Flashlight Online runs on computers at Washington State University. Each subscriber institution can create accounts for authors; each author gets a unique username and password. Authoring is done in "member groups" (shared workspaces). Each author can be a member of any number of such member groups, including member groups created by other Flashlight Online institutions. No password is required to enter a group once the author has been given membership; the group's name shows up on the "Select Groups" screen and the author just has to click its name to enter the group. Once in the group the author can see any survey created by any other group author (if the author has given permission for the group to see it). It's also relatively easy to share access to data with other group members, to copy other group members' surveys and rewrite them, to collaborate in writing a survey with other group members, and so on.

Each person needs to have only one account on it and only one password (even if they're doing multiple kinds of surveys and even if some of their work is done in a member group created by a different Flashlight Online institution)

Flashlight Online 2.0's features should make it an even more powerful collaborative tool (e.g., creating and managing item banks within and across institutions).

Will Flashlight Online 2.0 be available as open source?

Yes, that's our plan. The code will not be available until we're confident the system runs well as Flashlight Online 2.0. We have not decided whether or how much to charge for the code, or for support services. We would like to make a subscription service available for open source users so they can have some access to the growing library of surveys and item banks created by Flashlight Online 2.0 users and, perhaps, contribute as well. These are hopes at the moment - we do not (as of Sept. 2006) have operational plans.

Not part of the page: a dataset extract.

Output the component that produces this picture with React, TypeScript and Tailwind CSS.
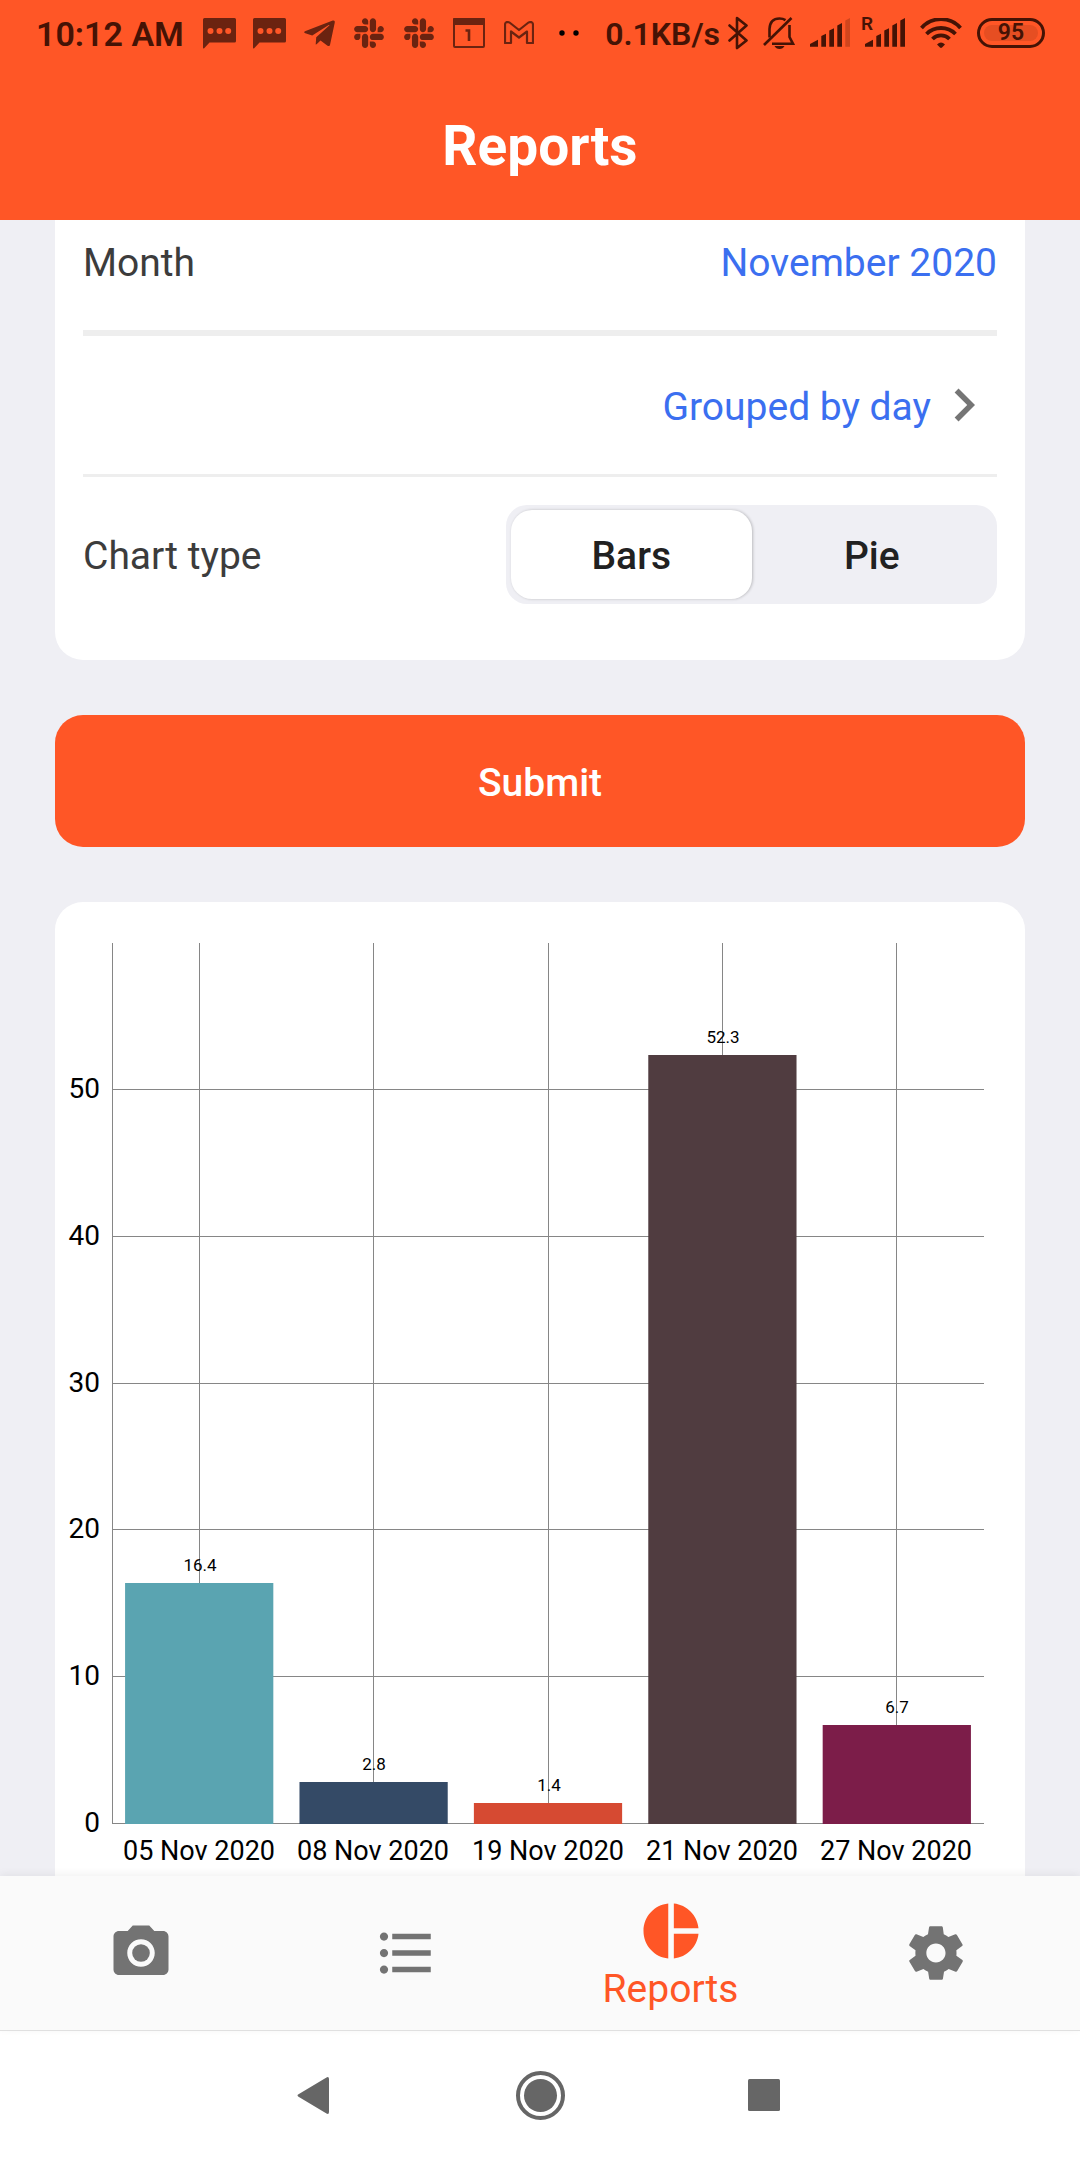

Will Flashlight Online 2.0 'plug and play' with course management systems? Will it be standards-compliant?

Flashlight Online 2.0 will follow IMS standards. We are quite interested in working with vendors to make it as easy as possible for Flashlight Online 2.0 to work smoothly with enterprise systems (course management systems, registrars systems).  No plans are in place yet. If you are a subscriber and would like to help us develop such linkages with vendors you use, please let us know.  Contact Steve Ehrmann (ehrmann@tltgroup.org) or Hannah Weldon (weldon@tltgroup.org).

What are survey meta-data?

Authors and administrators will be able to 'tag' information with descriptors that can be used later to search for, and find, that information. In Flashlight 1.0 many items in the Flashlight Current Student Inventory have such tags, which is how a user can call up dozens of items that relate to 'collaborative learning' even though none of those items include the word 'collaborative.' 

Flashlight Online 2.0 will allow local administrators and users to tag items, surveys, and item banks. Meta-data are essential for administering complex course evaluation systems - information about particular authors, courses, surveys, items, item banks, and the like.

Will Flashlight Online 2.0 offer rank ordering questions?

Yes. A drop down menu assures that respondents can't pick a value that is out of the range set by the author. As with other Flashlight Online 2.0 questions, there is no limit on the number of options the author can offer.

Is the Current Student Inventory (CSI) available in Flashlight Online 2.0?

Yes.  In fact CSI 2.0 is gradually appearing in Flashlight Online 2.0.  When we considered simply copying CSI 1.0 into Flashlight Online 2.0, we realized we should update the CSI to a) take advantage of matrix survey capabilities, and b) updat the content.  For more, click here.

When I set times for Flashlight Online 2.0 surveys to turn on or off, what time/calendar is used?

Flashlight Online 2.0 runs on Pacific Time in the US.  We have users around the world To see what day and time it is currently (for Flashlight Online), look at the lower left hand corner of your browser.